= RECORDED DATA =
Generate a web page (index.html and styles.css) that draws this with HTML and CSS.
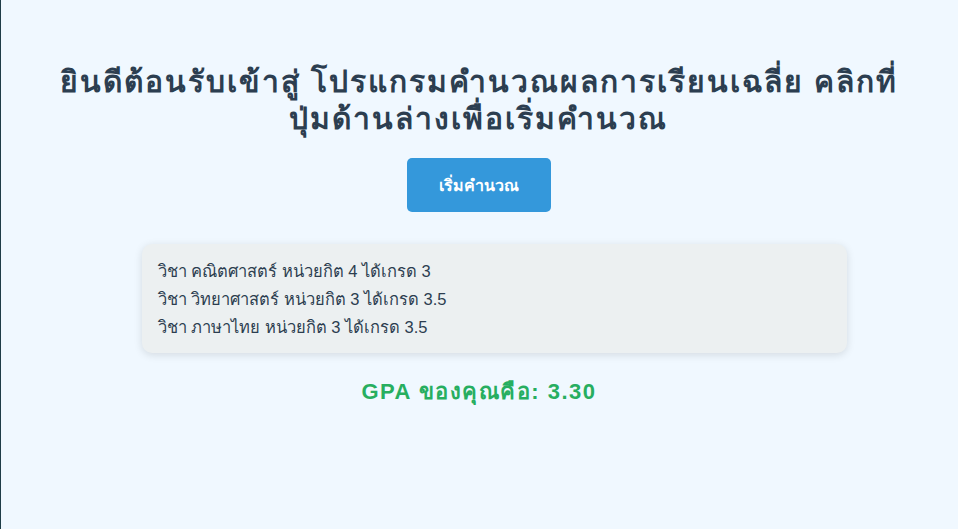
FILE: index.html
```html
<!DOCTYPE html>
<html lang="th">
<head>
<meta charset="utf-8">
<title>GPA</title>
<link rel="stylesheet" href="styles.css">
</head>
<body>
<main class="page">
  <h1 class="title">ยินดีต้อนรับเข้าสู่ โปรแกรมคำนวณผลการเรียนเฉลี่ย คลิกที่<br>ปุ่มด้านล่างเพื่อเริ่มคำนวณ</h1>
  <button class="start">เริ่มคำนวณ</button>
  <div class="list">
    <p class="row">วิชา คณิตศาสตร์ หน่วยกิต 4 ได้เกรด 3</p>
    <p class="row">วิชา วิทยาศาสตร์ หน่วยกิต 3 ได้เกรด 3.5</p>
    <p class="row">วิชา ภาษาไทย หน่วยกิต 3 ได้เกรด 3.5</p>
  </div>
  <p class="gpa">GPA ของคุณคือ: 3.30</p>
</main>
</body>
</html>
```
FILE: styles.css
```css
html {
  min-height: 100%;
  box-shadow: inset 1px 0 0 #1f3d47;
}
body {
  margin: 0;
  background: #f0f8ff;
  font-family: Tahoma, "Liberation Sans", "Noto Sans", sans-serif;
  color: #2c3e50;
}
.page {
  display: flex;
  flex-direction: column;
  align-items: center;
  padding: 63px 20px 40px;
}
.title {
  margin: 0;
  text-align: center;
  font-size: 30px;
  line-height: 37px;
  letter-spacing: 2px;
  font-weight: bold;
  color: #2c3e50;
}
.start {
  margin-top: 21px;
  width: 144px;
  height: 54px;
  border: none;
  border-radius: 5px;
  background: #3498db;
  color: #fff;
  font-family: inherit;
  font-size: 16px;
  font-weight: bold;
}
.list {
  margin-top: 32px;
  margin-left: 30px;
  width: 705px;
  box-sizing: border-box;
  padding: 13px 16px 12px;
  background: #ecf0f1;
  border-radius: 10px;
  box-shadow: 0 2px 8px rgba(0, 0, 0, 0.12);
}
.row {
  margin: 0;
  font-size: 16.5px;
  line-height: 28px;
  color: #2c3e50;
}
.gpa {
  margin: 21px 0 0;
  font-size: 22px;
  letter-spacing: 1.5px;
  font-weight: bold;
  color: #27ae60;
}
```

= JOB =
Go through the material above and copy each line that has the word "page".

= EXPECTED ANSWER =
Generate a web page (index.html and styles.css) that draws this with HTML and CSS.
<main class="page">
.page {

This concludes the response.